- [YOUR GOAL]:
Read through the entries below and return each line with the word "index".

- [GIVEN DATA]:
——

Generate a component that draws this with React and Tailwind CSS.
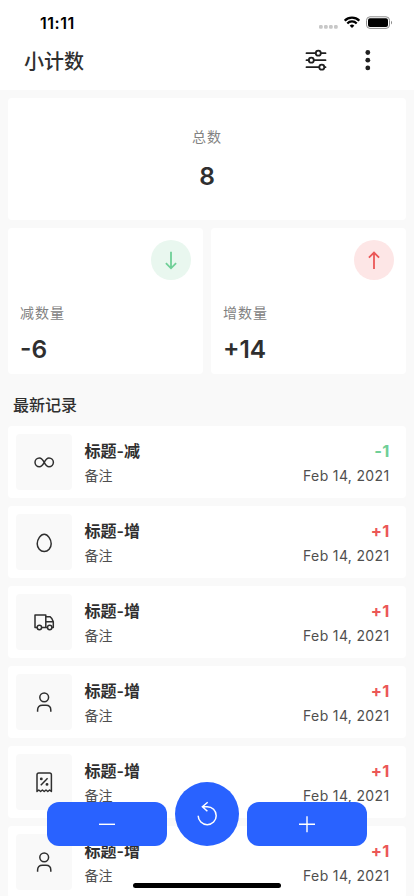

——

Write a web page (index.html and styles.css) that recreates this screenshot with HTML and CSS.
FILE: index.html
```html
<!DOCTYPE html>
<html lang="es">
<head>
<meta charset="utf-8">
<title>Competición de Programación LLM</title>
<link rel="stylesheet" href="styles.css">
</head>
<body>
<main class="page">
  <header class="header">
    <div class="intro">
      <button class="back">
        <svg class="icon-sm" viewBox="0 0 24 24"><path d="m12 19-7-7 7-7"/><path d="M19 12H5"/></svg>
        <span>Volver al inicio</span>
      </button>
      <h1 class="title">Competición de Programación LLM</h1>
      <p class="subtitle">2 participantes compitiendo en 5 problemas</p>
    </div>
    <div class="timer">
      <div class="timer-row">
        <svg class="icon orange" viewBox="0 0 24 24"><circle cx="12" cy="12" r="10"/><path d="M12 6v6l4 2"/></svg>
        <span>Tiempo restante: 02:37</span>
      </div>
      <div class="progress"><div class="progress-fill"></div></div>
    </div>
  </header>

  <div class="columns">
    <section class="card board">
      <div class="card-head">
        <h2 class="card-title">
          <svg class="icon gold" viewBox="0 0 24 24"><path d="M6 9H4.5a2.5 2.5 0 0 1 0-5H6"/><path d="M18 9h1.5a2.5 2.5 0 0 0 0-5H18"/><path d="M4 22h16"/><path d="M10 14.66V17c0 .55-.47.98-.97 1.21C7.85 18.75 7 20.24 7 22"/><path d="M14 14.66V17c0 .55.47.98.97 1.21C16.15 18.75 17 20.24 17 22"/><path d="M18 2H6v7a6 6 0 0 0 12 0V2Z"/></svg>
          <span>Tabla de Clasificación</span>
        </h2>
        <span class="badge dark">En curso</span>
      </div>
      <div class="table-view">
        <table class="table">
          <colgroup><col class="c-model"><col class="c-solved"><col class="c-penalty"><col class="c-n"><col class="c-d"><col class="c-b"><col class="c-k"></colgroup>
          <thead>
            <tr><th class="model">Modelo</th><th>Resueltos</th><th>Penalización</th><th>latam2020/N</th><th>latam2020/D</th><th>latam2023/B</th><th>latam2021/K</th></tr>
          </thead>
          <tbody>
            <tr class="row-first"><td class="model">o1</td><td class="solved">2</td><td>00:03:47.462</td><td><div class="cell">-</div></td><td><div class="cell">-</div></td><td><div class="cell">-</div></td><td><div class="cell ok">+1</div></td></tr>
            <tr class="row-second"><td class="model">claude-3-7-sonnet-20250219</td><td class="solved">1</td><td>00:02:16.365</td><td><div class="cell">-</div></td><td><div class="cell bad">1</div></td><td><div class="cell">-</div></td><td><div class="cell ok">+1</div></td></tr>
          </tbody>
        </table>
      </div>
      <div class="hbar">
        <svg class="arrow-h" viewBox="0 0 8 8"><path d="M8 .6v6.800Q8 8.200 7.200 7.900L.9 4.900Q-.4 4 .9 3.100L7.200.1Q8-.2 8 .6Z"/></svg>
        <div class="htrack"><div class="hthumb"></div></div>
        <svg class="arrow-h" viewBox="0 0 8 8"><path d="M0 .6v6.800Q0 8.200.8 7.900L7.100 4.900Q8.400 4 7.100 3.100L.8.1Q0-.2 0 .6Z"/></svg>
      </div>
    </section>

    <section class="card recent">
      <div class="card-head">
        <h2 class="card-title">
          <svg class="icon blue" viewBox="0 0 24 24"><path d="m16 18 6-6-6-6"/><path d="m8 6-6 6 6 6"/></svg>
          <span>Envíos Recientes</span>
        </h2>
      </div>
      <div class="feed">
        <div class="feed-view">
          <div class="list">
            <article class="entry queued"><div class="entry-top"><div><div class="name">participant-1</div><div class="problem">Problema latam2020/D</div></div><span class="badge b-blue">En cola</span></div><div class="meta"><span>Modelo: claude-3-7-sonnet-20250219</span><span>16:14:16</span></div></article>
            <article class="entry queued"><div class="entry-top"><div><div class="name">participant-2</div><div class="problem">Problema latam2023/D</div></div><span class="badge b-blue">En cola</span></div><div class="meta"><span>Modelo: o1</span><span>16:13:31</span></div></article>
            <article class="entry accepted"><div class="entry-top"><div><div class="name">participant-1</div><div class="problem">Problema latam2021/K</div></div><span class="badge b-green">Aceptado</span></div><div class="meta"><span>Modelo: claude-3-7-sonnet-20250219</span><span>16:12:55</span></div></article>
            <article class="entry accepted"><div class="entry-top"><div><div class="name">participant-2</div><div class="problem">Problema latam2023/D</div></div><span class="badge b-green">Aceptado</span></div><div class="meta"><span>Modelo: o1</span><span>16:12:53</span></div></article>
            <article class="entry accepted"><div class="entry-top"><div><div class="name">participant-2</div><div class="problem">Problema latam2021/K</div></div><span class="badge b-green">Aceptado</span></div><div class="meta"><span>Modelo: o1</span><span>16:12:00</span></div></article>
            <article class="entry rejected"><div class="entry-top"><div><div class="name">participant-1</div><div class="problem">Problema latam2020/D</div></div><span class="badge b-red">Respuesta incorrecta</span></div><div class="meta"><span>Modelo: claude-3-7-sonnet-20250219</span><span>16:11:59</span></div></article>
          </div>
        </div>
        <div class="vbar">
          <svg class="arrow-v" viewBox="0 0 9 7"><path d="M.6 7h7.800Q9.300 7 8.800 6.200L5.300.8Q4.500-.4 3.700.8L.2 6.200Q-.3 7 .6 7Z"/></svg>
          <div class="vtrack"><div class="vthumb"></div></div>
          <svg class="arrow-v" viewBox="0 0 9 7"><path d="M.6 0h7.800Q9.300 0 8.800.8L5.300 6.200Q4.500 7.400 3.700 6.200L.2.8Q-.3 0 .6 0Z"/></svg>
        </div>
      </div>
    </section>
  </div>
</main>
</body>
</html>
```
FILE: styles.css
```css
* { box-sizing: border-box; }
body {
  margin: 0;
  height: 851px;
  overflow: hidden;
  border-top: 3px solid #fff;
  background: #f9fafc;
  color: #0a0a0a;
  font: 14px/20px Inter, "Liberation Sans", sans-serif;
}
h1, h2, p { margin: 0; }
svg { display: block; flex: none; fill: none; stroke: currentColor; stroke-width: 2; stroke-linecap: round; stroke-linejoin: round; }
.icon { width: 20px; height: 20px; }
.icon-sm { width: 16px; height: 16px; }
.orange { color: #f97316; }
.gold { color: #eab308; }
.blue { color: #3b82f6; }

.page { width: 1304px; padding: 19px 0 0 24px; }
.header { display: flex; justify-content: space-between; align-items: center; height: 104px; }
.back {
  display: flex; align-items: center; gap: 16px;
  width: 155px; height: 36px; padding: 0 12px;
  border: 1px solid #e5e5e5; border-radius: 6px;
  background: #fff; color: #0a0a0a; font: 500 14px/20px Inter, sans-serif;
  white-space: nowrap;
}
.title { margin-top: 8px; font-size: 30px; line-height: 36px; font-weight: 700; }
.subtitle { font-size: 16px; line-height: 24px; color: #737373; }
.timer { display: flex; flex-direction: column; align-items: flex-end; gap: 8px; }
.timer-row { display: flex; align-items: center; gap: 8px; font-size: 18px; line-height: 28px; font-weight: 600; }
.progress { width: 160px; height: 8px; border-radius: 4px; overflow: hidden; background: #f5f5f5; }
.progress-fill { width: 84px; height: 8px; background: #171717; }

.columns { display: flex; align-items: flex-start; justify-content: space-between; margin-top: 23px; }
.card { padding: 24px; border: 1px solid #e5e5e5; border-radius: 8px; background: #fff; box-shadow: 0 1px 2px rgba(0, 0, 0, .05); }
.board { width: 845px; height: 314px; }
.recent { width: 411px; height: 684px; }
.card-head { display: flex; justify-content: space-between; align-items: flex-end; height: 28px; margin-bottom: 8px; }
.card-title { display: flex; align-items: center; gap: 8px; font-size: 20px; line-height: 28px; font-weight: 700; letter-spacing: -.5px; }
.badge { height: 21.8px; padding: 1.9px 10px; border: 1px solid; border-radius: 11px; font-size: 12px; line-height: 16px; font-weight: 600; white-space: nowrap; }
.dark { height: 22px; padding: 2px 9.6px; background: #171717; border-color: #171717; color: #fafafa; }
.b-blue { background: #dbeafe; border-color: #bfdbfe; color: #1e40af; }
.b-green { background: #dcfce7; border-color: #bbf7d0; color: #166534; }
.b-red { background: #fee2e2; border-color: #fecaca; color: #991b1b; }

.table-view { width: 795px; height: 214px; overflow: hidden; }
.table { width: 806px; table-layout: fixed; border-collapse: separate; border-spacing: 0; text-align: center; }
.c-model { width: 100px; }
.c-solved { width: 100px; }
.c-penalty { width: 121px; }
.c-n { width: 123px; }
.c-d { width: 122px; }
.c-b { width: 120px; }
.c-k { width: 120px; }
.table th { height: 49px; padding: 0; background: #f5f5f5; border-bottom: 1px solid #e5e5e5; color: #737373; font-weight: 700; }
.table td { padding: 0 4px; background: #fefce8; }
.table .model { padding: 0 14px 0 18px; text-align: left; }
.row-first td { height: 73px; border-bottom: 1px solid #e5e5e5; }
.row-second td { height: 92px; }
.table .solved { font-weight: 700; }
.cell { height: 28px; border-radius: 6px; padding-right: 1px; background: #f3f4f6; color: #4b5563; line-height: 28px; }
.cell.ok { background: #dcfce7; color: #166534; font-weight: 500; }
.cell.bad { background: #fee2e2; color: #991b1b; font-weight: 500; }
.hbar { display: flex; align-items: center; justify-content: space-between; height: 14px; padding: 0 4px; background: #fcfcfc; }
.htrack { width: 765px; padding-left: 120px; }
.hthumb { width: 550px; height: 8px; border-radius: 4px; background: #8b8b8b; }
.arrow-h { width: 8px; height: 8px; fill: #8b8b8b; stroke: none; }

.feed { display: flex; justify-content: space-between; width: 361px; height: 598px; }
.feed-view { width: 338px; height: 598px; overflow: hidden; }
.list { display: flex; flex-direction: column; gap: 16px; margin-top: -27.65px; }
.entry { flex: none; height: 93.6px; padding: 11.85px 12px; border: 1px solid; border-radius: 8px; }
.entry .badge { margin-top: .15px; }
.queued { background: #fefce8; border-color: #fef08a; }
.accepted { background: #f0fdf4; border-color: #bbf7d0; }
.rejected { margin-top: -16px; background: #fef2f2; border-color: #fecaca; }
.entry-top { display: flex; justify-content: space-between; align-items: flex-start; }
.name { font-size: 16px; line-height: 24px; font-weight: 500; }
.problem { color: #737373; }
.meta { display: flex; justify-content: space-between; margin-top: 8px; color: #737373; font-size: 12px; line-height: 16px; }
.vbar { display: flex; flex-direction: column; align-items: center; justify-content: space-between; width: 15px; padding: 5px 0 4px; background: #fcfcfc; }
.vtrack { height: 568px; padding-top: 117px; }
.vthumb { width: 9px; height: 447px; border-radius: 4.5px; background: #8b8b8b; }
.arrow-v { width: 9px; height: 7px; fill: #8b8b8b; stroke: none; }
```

——

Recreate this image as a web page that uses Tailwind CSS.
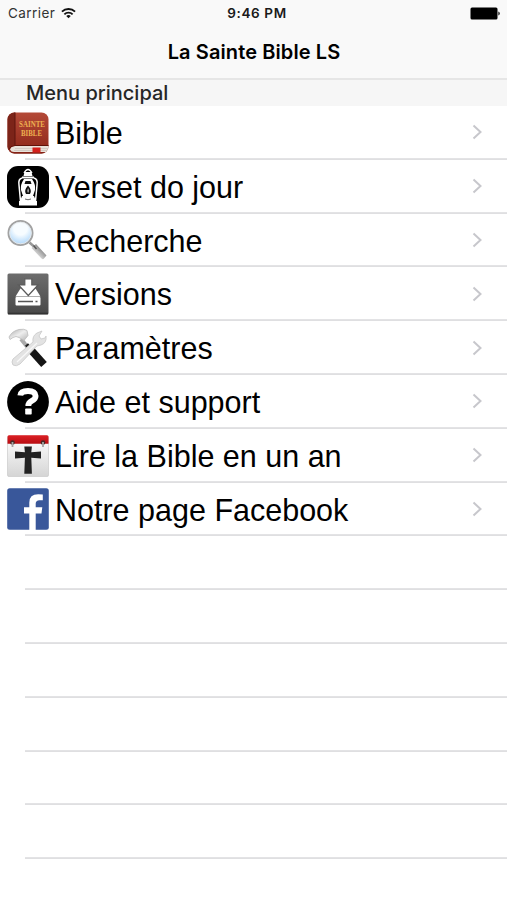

——

- [RESPONSE BELOW]:
Write a web page (index.html and styles.css) that recreates this screenshot with HTML and CSS.
FILE: index.html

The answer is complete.